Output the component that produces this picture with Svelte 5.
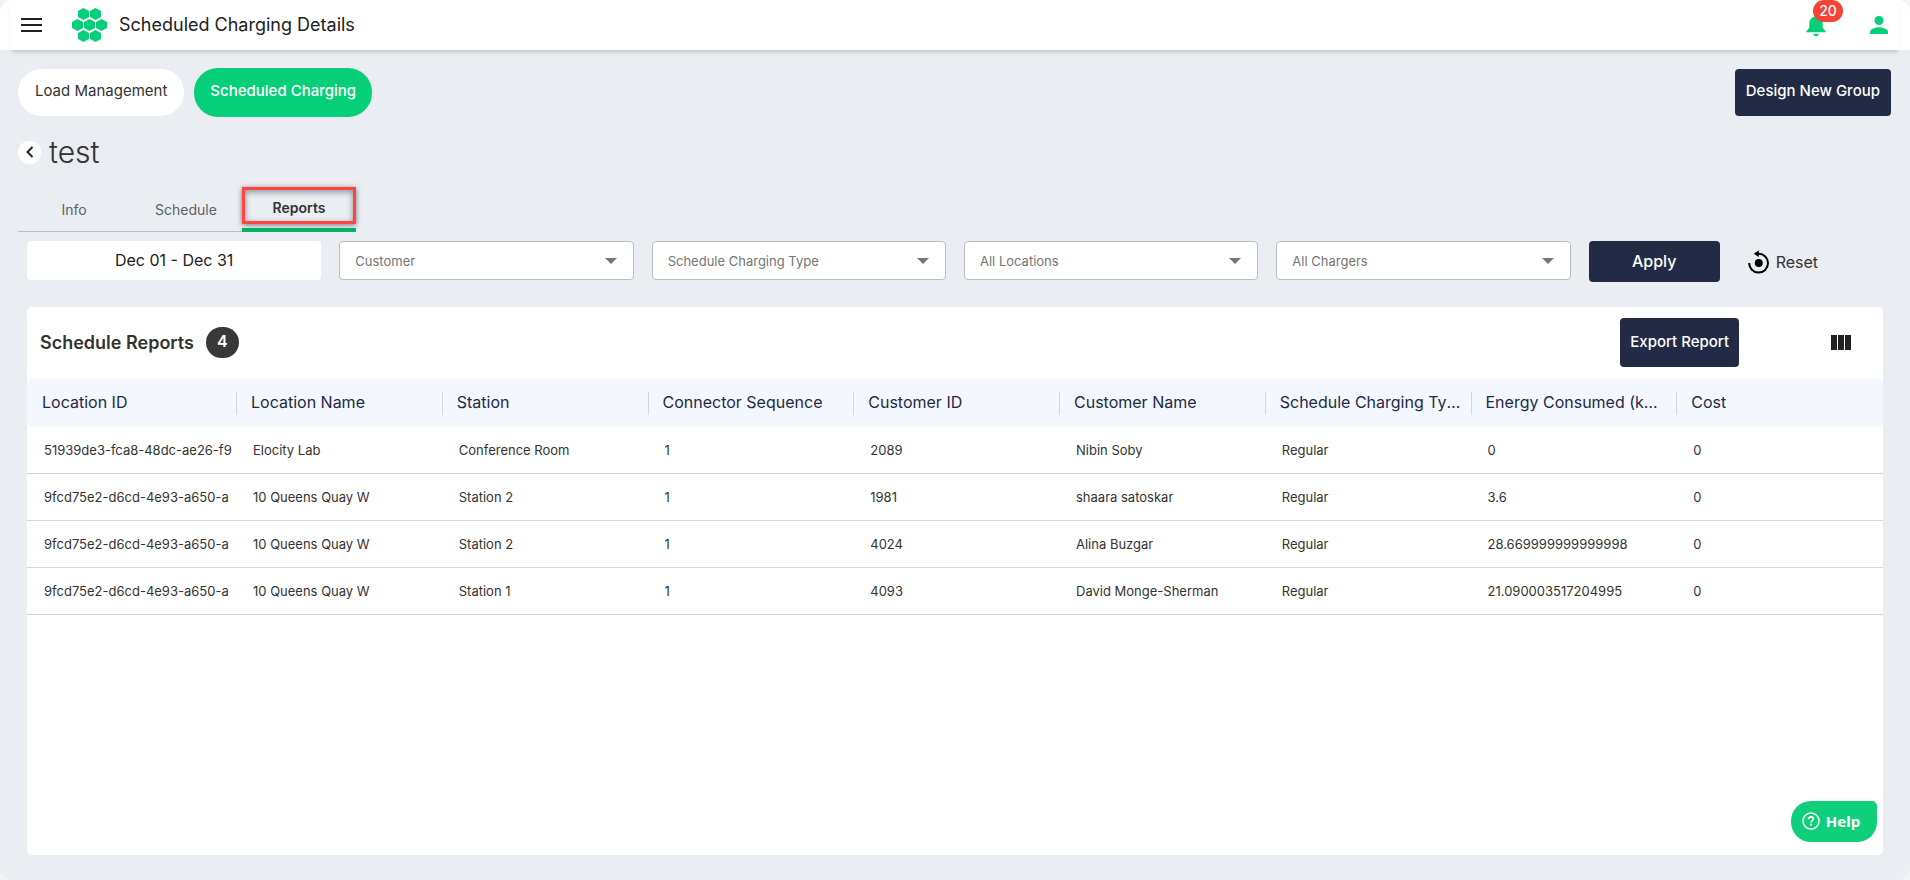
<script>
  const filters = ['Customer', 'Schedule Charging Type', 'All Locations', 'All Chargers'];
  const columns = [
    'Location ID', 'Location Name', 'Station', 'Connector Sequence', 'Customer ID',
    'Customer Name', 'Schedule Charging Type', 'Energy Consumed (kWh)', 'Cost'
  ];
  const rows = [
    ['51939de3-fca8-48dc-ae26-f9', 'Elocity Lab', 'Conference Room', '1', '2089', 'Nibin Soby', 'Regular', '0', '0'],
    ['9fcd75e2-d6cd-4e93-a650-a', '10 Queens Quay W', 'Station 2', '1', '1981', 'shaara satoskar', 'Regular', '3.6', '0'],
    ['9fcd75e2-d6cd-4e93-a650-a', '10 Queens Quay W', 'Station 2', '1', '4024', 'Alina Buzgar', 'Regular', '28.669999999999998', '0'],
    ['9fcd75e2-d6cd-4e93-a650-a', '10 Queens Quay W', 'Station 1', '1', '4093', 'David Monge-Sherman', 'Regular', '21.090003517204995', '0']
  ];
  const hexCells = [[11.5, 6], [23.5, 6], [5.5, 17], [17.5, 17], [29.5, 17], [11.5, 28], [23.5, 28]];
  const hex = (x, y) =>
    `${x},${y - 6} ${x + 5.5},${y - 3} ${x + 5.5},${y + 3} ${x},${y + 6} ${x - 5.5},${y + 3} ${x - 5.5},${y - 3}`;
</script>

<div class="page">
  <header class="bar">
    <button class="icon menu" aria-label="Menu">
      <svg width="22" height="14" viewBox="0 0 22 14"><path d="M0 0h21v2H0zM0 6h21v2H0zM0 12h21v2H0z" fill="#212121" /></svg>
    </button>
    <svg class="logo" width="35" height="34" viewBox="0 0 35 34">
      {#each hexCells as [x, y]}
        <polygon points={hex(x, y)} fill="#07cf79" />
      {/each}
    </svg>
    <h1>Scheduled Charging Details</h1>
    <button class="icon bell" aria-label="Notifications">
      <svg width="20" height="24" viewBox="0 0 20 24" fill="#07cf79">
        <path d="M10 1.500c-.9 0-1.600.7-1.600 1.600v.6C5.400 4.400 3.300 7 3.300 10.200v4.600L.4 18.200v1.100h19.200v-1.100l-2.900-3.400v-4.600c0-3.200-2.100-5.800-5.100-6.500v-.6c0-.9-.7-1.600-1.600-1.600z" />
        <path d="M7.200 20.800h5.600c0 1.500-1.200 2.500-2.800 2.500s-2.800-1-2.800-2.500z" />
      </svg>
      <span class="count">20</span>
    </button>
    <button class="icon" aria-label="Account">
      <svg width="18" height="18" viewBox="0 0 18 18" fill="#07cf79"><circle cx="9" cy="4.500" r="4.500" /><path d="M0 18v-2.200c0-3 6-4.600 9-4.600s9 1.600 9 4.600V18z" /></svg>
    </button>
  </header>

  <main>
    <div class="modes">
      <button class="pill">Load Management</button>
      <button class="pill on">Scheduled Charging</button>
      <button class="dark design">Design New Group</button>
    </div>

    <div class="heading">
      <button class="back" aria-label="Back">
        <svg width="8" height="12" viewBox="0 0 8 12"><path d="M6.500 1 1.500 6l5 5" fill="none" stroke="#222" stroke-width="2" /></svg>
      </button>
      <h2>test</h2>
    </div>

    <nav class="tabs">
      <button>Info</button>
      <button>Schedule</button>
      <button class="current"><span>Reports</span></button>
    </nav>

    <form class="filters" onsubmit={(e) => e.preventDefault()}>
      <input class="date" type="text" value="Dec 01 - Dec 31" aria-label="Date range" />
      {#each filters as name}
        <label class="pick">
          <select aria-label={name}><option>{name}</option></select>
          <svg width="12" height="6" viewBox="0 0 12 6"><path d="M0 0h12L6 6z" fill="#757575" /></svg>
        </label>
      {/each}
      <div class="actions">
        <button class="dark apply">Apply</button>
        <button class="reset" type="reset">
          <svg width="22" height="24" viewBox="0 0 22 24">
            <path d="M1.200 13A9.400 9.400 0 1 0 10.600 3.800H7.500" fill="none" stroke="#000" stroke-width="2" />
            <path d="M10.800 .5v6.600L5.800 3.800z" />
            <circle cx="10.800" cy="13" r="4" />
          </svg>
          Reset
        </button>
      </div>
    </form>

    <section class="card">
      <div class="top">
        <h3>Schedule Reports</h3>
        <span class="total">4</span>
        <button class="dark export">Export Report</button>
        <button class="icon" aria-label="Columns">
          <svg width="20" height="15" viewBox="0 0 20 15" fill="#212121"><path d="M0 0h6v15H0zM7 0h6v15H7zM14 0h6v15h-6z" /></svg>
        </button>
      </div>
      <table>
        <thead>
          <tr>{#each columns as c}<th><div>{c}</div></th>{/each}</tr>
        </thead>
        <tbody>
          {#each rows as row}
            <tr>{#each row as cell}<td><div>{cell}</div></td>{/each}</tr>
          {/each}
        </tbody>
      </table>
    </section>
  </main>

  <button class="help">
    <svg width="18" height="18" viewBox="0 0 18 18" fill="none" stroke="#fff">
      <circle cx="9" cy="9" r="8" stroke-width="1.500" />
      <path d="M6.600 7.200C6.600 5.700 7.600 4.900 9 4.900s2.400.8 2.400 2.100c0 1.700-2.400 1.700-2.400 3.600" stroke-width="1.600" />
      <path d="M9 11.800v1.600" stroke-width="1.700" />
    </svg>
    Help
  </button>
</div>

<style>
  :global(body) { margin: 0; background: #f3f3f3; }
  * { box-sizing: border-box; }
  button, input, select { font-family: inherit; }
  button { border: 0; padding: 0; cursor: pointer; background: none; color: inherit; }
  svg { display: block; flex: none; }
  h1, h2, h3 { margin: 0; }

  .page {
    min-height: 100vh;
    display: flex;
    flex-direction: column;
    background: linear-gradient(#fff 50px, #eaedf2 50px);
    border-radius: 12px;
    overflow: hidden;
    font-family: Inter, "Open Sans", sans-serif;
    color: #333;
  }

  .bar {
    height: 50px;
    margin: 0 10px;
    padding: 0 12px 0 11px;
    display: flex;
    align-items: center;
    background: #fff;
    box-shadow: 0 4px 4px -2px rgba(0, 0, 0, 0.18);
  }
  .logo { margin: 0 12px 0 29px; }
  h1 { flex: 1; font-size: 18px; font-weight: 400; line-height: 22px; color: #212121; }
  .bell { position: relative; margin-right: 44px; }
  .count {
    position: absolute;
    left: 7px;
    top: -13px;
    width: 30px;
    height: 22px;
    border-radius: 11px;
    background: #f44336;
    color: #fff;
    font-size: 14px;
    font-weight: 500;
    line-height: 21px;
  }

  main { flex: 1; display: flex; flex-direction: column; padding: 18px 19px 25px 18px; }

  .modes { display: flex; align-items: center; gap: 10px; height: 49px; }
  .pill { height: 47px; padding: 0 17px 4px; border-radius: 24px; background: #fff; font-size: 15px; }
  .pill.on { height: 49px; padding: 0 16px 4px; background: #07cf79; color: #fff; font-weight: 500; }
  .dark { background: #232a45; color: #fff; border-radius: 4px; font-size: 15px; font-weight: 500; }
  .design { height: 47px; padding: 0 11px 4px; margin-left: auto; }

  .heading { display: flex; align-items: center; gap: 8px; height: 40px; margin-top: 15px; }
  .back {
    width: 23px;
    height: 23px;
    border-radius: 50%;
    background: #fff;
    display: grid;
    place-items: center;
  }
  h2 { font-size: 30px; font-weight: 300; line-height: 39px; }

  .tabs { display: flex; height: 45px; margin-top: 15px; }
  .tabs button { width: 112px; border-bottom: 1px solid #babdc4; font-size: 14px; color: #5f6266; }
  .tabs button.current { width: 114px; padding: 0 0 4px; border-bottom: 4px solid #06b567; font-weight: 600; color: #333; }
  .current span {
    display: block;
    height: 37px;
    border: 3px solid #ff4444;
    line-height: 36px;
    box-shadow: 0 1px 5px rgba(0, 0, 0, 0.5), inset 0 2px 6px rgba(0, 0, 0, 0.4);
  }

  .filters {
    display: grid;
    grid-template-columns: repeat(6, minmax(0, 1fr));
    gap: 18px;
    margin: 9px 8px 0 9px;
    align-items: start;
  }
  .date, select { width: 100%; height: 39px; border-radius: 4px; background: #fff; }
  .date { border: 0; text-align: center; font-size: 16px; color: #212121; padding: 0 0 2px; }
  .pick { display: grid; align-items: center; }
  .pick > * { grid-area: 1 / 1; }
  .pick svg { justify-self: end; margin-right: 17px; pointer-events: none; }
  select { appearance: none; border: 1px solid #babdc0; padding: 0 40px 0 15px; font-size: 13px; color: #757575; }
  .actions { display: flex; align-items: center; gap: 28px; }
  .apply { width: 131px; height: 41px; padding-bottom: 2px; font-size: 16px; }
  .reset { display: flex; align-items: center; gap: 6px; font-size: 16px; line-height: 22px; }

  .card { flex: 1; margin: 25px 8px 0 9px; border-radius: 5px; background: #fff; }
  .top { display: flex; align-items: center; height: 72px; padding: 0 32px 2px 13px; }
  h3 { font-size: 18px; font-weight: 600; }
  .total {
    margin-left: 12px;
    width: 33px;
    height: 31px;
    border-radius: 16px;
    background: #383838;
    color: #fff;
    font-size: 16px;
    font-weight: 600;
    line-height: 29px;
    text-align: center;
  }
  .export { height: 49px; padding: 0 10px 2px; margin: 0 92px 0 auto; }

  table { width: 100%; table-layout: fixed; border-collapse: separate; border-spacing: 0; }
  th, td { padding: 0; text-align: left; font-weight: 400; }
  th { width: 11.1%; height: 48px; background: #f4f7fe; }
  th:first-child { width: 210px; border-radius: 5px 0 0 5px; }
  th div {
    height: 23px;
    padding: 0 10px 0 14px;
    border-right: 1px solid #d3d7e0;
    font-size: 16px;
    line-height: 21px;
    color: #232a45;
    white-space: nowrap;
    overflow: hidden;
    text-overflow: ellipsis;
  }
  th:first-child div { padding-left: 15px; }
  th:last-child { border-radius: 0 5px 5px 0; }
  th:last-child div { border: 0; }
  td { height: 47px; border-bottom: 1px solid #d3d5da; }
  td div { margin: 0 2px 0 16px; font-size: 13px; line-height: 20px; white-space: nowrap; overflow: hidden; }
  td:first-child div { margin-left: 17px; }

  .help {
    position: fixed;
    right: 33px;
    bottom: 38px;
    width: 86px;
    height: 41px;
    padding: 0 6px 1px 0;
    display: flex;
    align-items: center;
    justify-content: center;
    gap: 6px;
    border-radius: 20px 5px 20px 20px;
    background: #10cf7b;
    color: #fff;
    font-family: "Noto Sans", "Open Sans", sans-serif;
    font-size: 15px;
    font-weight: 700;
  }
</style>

= = =

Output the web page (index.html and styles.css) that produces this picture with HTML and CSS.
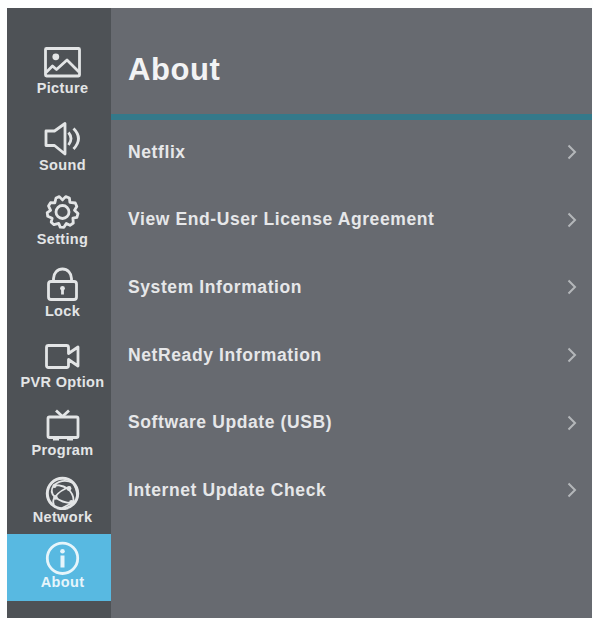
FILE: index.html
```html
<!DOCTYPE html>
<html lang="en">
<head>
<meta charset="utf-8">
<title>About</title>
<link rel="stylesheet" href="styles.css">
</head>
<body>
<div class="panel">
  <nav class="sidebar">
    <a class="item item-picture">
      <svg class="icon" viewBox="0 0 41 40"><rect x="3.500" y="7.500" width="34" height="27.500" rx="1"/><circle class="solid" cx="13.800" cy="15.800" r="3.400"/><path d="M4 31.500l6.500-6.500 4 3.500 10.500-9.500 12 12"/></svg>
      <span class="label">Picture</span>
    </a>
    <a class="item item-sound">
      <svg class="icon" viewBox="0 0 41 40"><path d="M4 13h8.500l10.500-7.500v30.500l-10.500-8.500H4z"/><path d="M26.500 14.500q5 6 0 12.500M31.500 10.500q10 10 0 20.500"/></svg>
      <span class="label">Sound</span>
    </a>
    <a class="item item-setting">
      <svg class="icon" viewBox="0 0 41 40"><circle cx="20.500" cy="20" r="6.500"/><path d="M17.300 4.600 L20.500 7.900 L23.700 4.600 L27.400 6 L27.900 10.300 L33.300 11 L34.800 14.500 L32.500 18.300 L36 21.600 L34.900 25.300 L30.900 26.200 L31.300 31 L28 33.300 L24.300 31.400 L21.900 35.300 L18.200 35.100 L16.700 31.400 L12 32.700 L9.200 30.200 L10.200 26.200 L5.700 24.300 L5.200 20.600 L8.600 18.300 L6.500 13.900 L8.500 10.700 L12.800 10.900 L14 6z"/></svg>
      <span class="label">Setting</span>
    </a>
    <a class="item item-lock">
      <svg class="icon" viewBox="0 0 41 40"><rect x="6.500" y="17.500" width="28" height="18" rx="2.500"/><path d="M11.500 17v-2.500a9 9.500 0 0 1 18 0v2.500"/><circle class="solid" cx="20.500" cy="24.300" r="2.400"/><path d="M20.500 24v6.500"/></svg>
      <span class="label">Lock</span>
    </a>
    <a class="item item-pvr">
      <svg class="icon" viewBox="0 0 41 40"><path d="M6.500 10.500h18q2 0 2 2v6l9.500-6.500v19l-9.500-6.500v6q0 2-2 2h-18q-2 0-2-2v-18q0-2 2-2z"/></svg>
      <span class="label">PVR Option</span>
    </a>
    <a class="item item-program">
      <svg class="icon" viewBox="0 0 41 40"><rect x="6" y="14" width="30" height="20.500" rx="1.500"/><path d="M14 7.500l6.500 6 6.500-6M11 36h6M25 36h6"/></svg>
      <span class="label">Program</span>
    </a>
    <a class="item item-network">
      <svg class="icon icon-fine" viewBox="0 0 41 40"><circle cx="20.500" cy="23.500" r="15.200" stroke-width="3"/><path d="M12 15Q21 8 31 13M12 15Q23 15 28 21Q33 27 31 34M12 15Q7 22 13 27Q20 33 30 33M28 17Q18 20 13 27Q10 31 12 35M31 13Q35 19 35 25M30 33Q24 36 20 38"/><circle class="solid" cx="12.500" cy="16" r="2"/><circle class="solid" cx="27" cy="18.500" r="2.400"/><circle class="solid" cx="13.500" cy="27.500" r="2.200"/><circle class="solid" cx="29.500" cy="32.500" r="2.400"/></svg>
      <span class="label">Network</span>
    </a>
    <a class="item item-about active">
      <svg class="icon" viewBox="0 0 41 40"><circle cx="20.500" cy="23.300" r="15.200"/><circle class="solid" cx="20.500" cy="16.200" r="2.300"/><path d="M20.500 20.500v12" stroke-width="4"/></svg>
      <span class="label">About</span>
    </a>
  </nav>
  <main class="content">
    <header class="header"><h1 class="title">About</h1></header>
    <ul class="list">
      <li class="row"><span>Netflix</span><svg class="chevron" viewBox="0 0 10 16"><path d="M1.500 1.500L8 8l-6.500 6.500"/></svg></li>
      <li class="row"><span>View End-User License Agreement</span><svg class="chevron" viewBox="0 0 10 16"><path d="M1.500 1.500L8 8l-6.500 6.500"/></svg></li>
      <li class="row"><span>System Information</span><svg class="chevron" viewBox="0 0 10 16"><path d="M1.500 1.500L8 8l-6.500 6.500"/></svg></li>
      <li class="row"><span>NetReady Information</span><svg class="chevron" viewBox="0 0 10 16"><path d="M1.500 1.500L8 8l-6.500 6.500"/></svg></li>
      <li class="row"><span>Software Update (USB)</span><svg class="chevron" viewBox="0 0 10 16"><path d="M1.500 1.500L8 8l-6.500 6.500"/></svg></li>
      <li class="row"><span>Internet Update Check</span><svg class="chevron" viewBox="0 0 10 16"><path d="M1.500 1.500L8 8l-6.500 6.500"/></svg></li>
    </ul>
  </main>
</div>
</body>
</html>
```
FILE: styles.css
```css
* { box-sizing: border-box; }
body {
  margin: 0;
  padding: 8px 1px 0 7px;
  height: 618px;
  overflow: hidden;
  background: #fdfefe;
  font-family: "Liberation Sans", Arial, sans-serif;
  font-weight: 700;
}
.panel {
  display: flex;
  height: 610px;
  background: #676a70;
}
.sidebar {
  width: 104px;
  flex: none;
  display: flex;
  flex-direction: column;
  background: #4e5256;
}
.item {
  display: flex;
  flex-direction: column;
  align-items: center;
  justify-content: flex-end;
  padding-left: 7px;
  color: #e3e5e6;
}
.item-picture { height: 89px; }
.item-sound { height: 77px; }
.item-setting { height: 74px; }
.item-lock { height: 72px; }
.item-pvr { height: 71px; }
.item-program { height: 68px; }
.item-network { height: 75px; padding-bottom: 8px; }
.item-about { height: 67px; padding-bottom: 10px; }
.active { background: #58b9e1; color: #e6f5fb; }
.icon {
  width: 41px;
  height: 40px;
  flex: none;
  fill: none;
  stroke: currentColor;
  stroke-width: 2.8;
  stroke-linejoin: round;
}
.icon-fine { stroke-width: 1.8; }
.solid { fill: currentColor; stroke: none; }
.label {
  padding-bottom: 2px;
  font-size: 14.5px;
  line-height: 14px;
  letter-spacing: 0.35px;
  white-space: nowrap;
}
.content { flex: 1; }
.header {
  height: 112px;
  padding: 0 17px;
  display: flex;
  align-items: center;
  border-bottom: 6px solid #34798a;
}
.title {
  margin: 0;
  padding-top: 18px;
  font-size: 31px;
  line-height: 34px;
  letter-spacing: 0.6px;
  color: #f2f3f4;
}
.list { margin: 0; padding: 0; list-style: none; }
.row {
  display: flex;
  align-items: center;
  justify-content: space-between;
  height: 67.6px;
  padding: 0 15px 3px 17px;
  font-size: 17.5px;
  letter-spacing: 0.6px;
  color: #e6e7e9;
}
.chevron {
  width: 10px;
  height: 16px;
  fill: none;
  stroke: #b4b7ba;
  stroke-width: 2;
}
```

= = =

STATED TASK:
Some lines of the data above may hold the word "that"; report how many do, and nothing else.

SOLUTION TO THE PROBLEM:
2